For international flights to and from the US, the service now boasts over two dozen US-based networks including programming such as NFL Network, NFL RedZone, news and business, as well as Spanish-language content from Telemundo and Univision. This bolstered lineup stems from DIRECTV IN FLIGHT’s decision to expand programming to international flights earlier this year. Airmont can also create tailored TV channel packages to meet bizjet operators’ unique needs.
DIRECTV IN FLIGHT’s agreement with Airmont is well timed — Ku- and Ka-band cabin connectivity has never been more important to business aircraft operators and they’ve never had more options than right now as new broadband solutions take to the skies including Gogo’s Galileo service, as powered by Eutelsat OneWeb’s Low Earth Orbit (LEO) satellite network, and SpaceX’s LEO service Starlink.
Using compression technology, even for low-latency links, makes sense: it increases throughput by shrinking data and improves transfer performance. It is also more cost effective, significantly reducing the megabytes required per hour. The protocol optimization also provided by Airmont, meanwhile, is designed to ensure the quality remains excellent even under fluctuating conditions. “And our experience is that some protocols are much more suited than the traditional streaming protocol in order to provide reliability,” Gault said.
Won’t passengers simply seek to avail of their own streaming subscriptions over these high-spreed connections, you might ask? In some scenarios that might be perfectly fine (though there is now some legal uncertainty around whether content rights that are presently balanced within a terrestrial framework extend to the inflight realm — most especially when traveling abroad and overseas.)
But Gault urged us to consider a scenario where an NBA team is flying on a chartered private jet and all the players want to watch the same TV channel — such as ESPN. It makes sense to enable a single video stream to serve multiple users simultaneously, as opposed to supporting multiple separate streams. This also frees up bandwidth for other usages.
“This is why we say we have three parts for optimization: the compression, the protocol optimization, and the Multi-User which allows this neutralization of streams,” Gault explained.

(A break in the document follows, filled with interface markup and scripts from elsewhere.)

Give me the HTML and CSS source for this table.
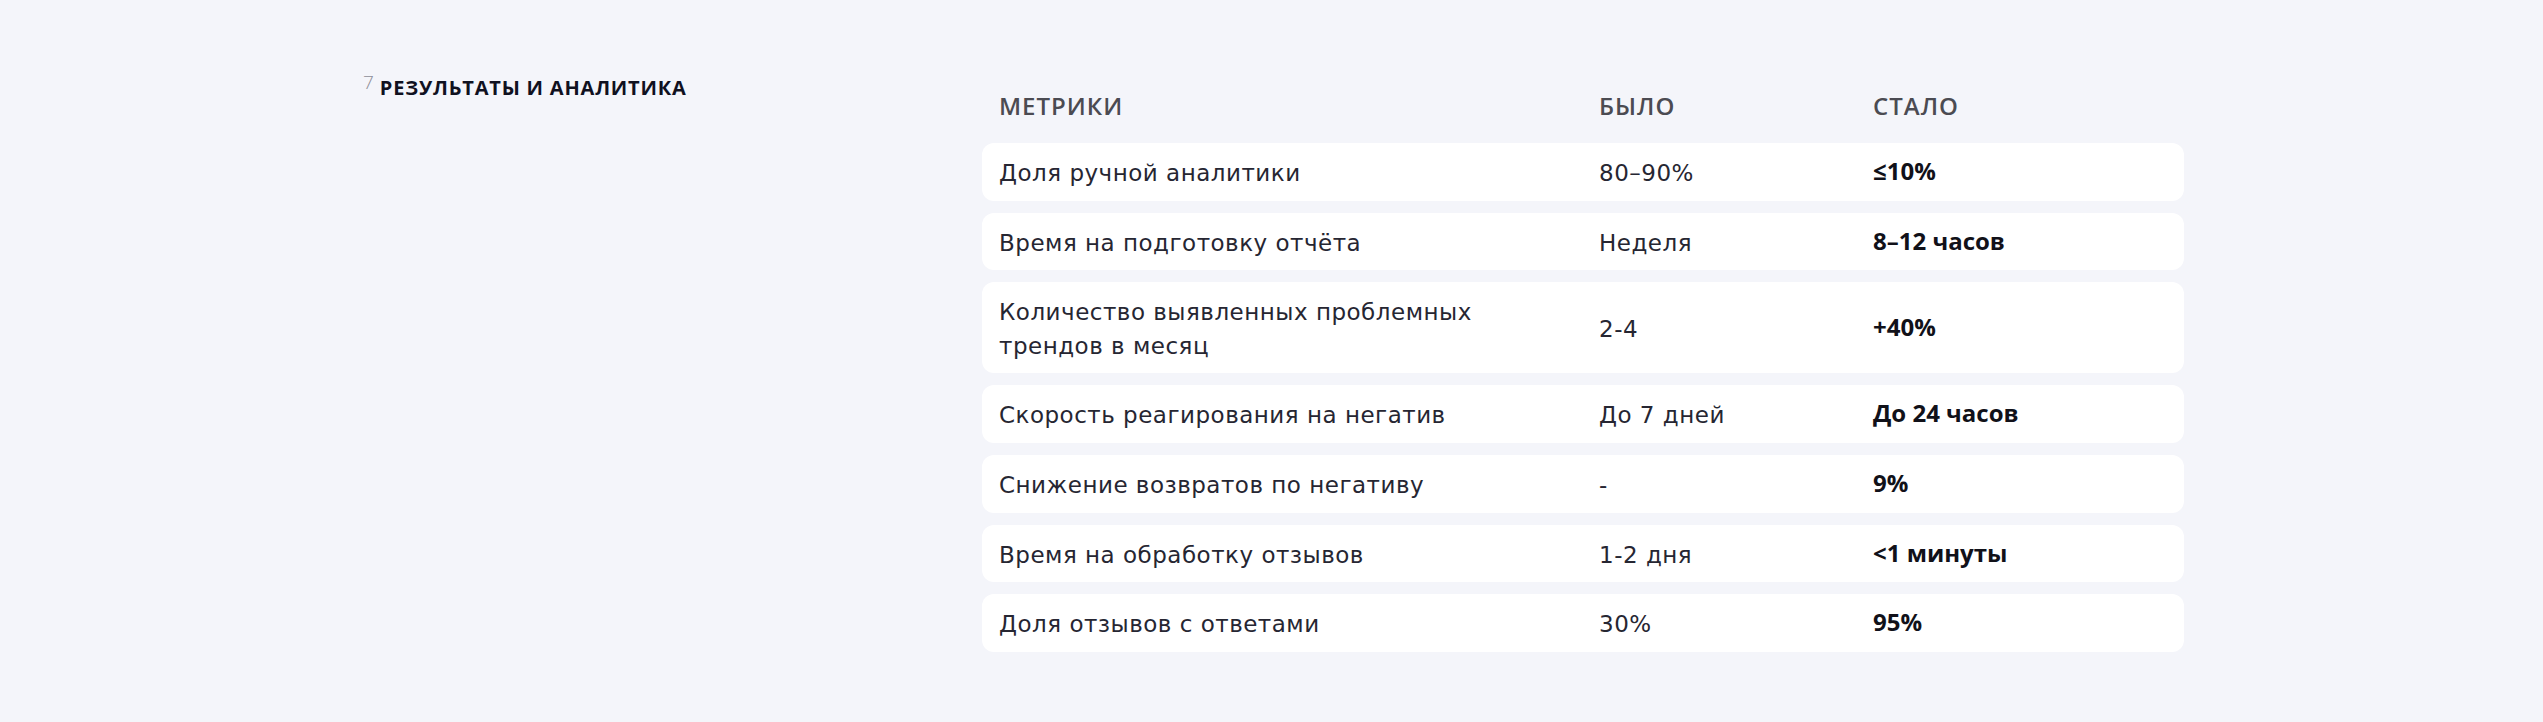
FILE: index.html
```html
<!DOCTYPE html>
<html lang="ru">
<head>
<meta charset="utf-8">
<title>Результаты и аналитика</title>
<link rel="stylesheet" href="styles.css">
</head>
<body>
<main class="section">
  <h2 class="section-title"><span class="section-num">7</span><span class="section-name">РЕЗУЛЬТАТЫ И АНАЛИТИКА</span></h2>
  <div class="metrics">
    <div class="metrics-head">
      <span>МЕТРИКИ</span>
      <span>БЫЛО</span>
      <span>СТАЛО</span>
    </div>
    <div class="metrics-row">
      <span class="cell-name">Доля ручной аналитики</span>
      <span class="cell-before">80–90%</span>
      <span class="cell-after">≤10%</span>
    </div>
    <div class="metrics-row">
      <span class="cell-name">Время на подготовку отчёта</span>
      <span class="cell-before">Неделя</span>
      <span class="cell-after">8–12 часов</span>
    </div>
    <div class="metrics-row">
      <span class="cell-name">Количество выявленных проблемных трендов в месяц</span>
      <span class="cell-before">2-4</span>
      <span class="cell-after">+40%</span>
    </div>
    <div class="metrics-row">
      <span class="cell-name">Скорость реагирования на негатив</span>
      <span class="cell-before">До 7 дней</span>
      <span class="cell-after">До 24 часов</span>
    </div>
    <div class="metrics-row">
      <span class="cell-name">Снижение возвратов по негативу</span>
      <span class="cell-before">-</span>
      <span class="cell-after">9%</span>
    </div>
    <div class="metrics-row">
      <span class="cell-name">Время на обработку отзывов</span>
      <span class="cell-before">1-2 дня</span>
      <span class="cell-after">&lt;1 минуты</span>
    </div>
    <div class="metrics-row">
      <span class="cell-name">Доля отзывов с ответами</span>
      <span class="cell-before">30%</span>
      <span class="cell-after">95%</span>
    </div>
  </div>
</main>
</body>
</html>
```

FILE: styles.css
```css
html, body {
  margin: 0;
  padding: 0;
}

body {
  background: #f4f5fa;
  font-family: "Open Sans", "Noto Sans", sans-serif;
  color: #1f1f2b;
  min-height: 722px;
}

.section {
  display: grid;
  grid-template-columns: 619px 1fr;
  padding: 73px 359px 0 363px;
}

.section-title {
  margin: 0;
  display: flex;
  align-items: flex-start;
  gap: 6px;
  font-weight: 700;
}

.section-num {
  font-size: 19px;
  line-height: 19px;
  font-weight: 300;
  color: #8e8e98;
}

.section-name {
  margin-top: 3px;
  font-size: 20px;
  line-height: 24px;
  letter-spacing: 0.8px;
  color: #10111f;
}

.metrics {
  margin-top: 16px;
  display: flex;
  flex-direction: column;
  gap: 12px;
}

.metrics-head,
.metrics-row {
  display: grid;
  grid-template-columns: 600px 274px 1fr;
  padding: 0 17px;
  font-size: 24px;
}

.metrics-row > .cell-name {
  padding-right: 40px;
}

.metrics-head {
  line-height: 34px;
  font-weight: 600;
  letter-spacing: 1px;
  color: #4b4b52;
  margin-bottom: 8px;
}

.metrics-row {
  align-items: center;
  background: #ffffff;
  border-radius: 12px;
  padding-top: 11px;
  padding-bottom: 13px;
  line-height: 33.6px;
}

.cell-name,
.cell-before {
  font-family: "DejaVu Sans", "Open Sans", sans-serif;
  font-size: 23px;
  letter-spacing: 0.5px;
  font-weight: 400;
  color: #262632;
  margin-top: 3px;
  margin-bottom: -3px;
}

.cell-after {
  font-weight: 700;
  color: #111119;
}
```
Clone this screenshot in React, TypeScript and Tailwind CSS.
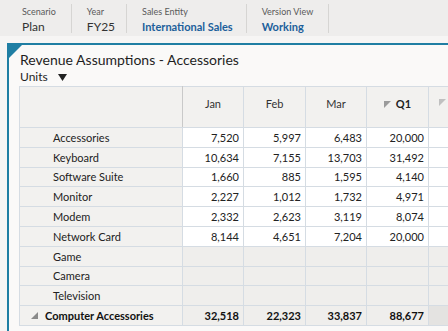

And because Airmont has been delivering commercial services for inflight live TV since 2019 “we have proven our value in delivering live TV in a way where the passengers are very pleased,” he said. Rather fascinatingly, Airmont can also use lower-bandwidth L-band pipes as a “very good” back up whenever a Ku- or Ka-band connection is briefly lost.
If JetVision by DIRECTV is on board, passengers will naturally gravitate to the service. That’s because Airmont’s architecture enables access to be simplified by scanning a QR code, for instance, or through a dedicated portal.
“The architecture requires a Gateway, viewers, and a remote control,” Gault noted. And in many instances, a software upgrade is all that’s required for large and VVIP aircraft that already carry an unused AVDS board in the commonly used video distribution system from Innovative Advantage. “Innovative Advantage, as an example, is installed on many Gulfstreams,” Gault noted of the firm’s hardware aboard the popular family of bizjets.
“But there are also other possibilities,” he said, noting that Airmont can work with Honeywell’s GDR, the GoDirect Router, with “a configuration update, and the same with DPI Labs’ hardware. So that’s the three partners that we can work with at this time.” Aircraft retrofits can also be supported.
Airmont is also open to forging new partnerships, including with airlines as its technology can scale. “We created our company in North Carolina in July. So it’s very satisfactory. We will grow and become a US company as well. So that’s a great, great satisfaction,” the Airmont executive said.